As the war in Europe entered its final months, the world teetered on the edge of a Third World War. While Soviet forces hammered their way into Berlin, Churchill ordered British military planners to prepare the top secret Operation Unthinkable - the plan for an Allied attack on the Soviet Union - on 1 July 1945. Using US, British and Polish forces, the invasion would reclaim Eastern Europe. The controversial plan called for the use of Nazi troops, and there was the spectre of the atomic bomb.
Would yet another army make the fatal mistake of heading East? In Churchill's Third World War Jonathan Walker presents a haunting study of the war that so nearly was. He outlines the motivations behind Churchill's plan, the logistics of launching a vast assault against an enemy who had bested Hitler, potential sabotage by Polish communists, and he speculates whether the Allies would have succeeded had the operation gone forward.
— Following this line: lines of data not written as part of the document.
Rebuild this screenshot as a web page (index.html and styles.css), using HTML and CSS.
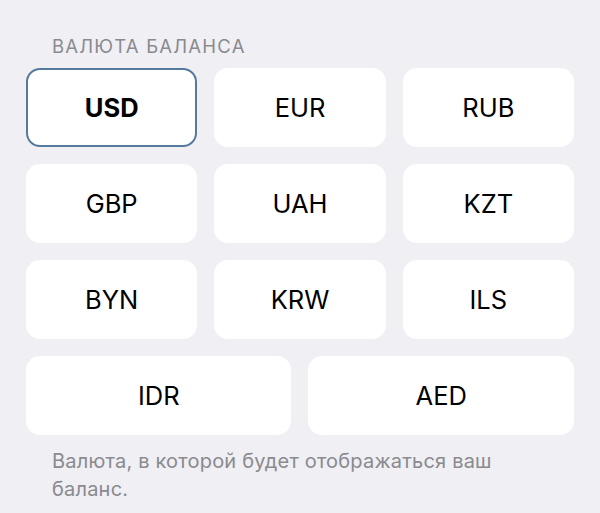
FILE: index.html
```html
<!DOCTYPE html>
<html lang="ru">
<head>
  <meta charset="UTF-8" />
  <meta name="viewport" content="width=device-width, initial-scale=1.0"/>
  <title>Валюта баланса</title>
  <link rel="stylesheet" href="styles.css">
</head>
<body>
  <div class="section">
    <div class="section-title">ВАЛЮТА БАЛАНСА</div>
    <div class="currency-grid">
      <button class="currency selected">USD</button>
      <button class="currency">EUR</button>
      <button class="currency">RUB</button>
      <button class="currency">GBP</button>
      <button class="currency">UAH</button>
      <button class="currency">KZT</button>
      <button class="currency">BYN</button>
      <button class="currency">KRW</button>
      <button class="currency">ILS</button>
      <button class="currency wide">IDR</button>
      <button class="currency wide">AED</button>
    </div>
    <div class="section-footer">Валюта, в которой будет отображаться ваш баланс.</div>
  </div>
</body>
</html>
```

FILE: styles.css
```css
body {
  margin: 0;
  background-color: #efeff4;
  font-family: Inter, "Noto Sans", sans-serif;
  color: #000;
}
.section {
  padding: 33px 26px 0 26px;
  width: 548px;
}
.section-title {
  padding-left: 26px;
  font-size: 18.5px;
  line-height: 26px;
  color: #8a8a8f;
  letter-spacing: 1.2px;
  margin-bottom: 9px;
}
.currency-grid {
  display: grid;
  grid-template-columns: repeat(6, 1fr);
  gap: 17px;
}
.currency {
  grid-column: span 2;
  height: 79px;
  border: none;
  border-radius: 14px;
  background: white;
  font-family: inherit;
  font-size: 25.5px;
  color: #000;
  padding: 0;
}
.currency.wide {
  grid-column: span 3;
}
.currency.selected {
  border: 2.5px solid #56799e;
  font-weight: bold;
}
.section-footer {
  padding: 12px 40px 0 26px;
  font-size: 20px;
  line-height: 28px;
  color: #8a8a8f;
  letter-spacing: 0.2px;
}
```
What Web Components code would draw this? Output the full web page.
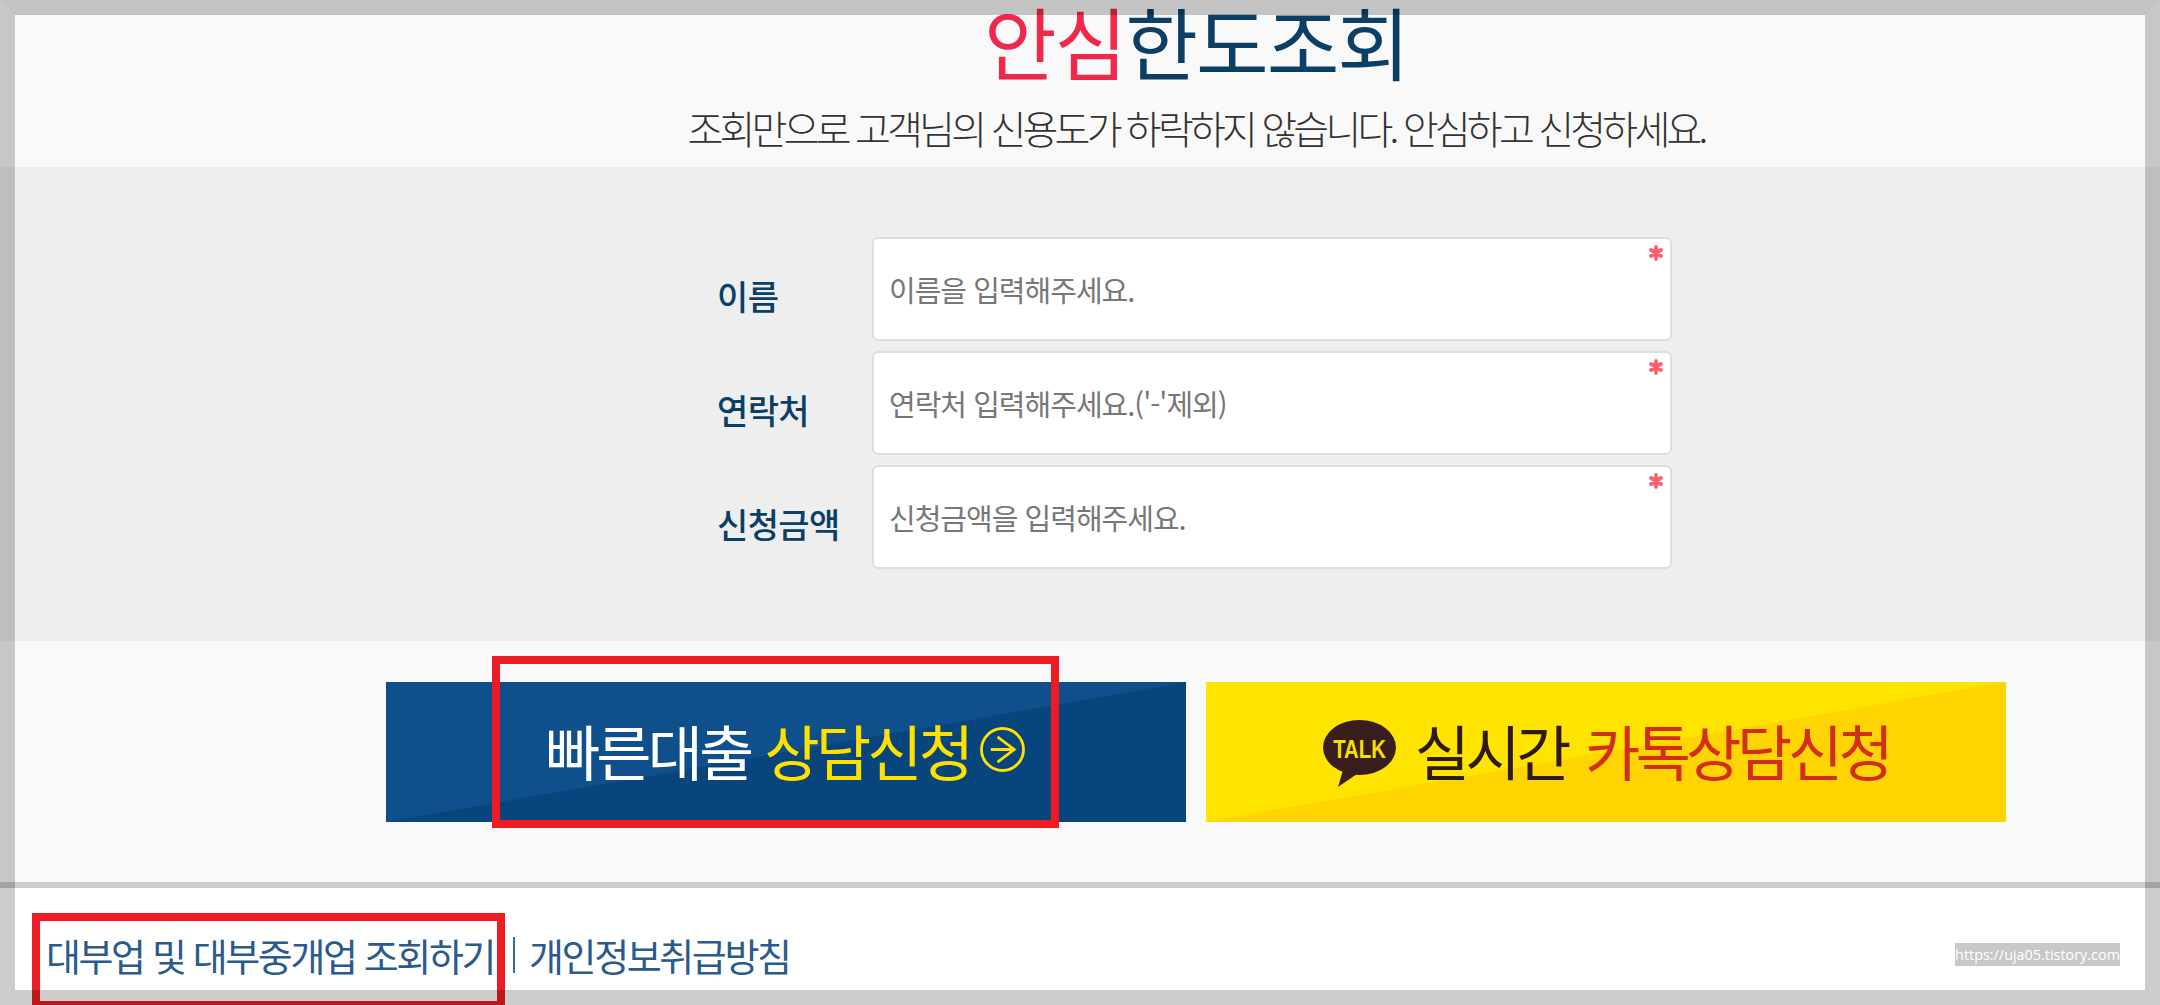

Well supported by a wide range of primary sources from the Churchill Archives Centre, Sikorski Institute, National Archives and Imperial War Museum, this is a fascinating insight into the upheaval as the Second World War drew to a close and former alliances were shattered. Operation Unthinkable became the blueprint for the Cold War.
Book Features:
- A rights success, with translations into Polish, Russian, Spanish and Swedish (forthcoming)
- The only study of the proposed invasion of the Soviet Union as the Second World War drew to a close
- Fully supported by a wide range of primary source material
Shows Churchill in a different and surprising light
About the Author
Jonathan Walker is a member of the British Commission for Military History and an Honorary Research Associate at the University of Birmingham. He is the author of five books for Spellmount, including
The Blood Tub: General Gough and the
Battle of Bullecourt and Poland Alone: Britain, SOE and the
Collapse of the Polish Resistance, 1944 (translated into Polish to great acclaim). As well as contributing to other recent military history publications, he has appeared on BBC radio and television programmes. He lives in Devon.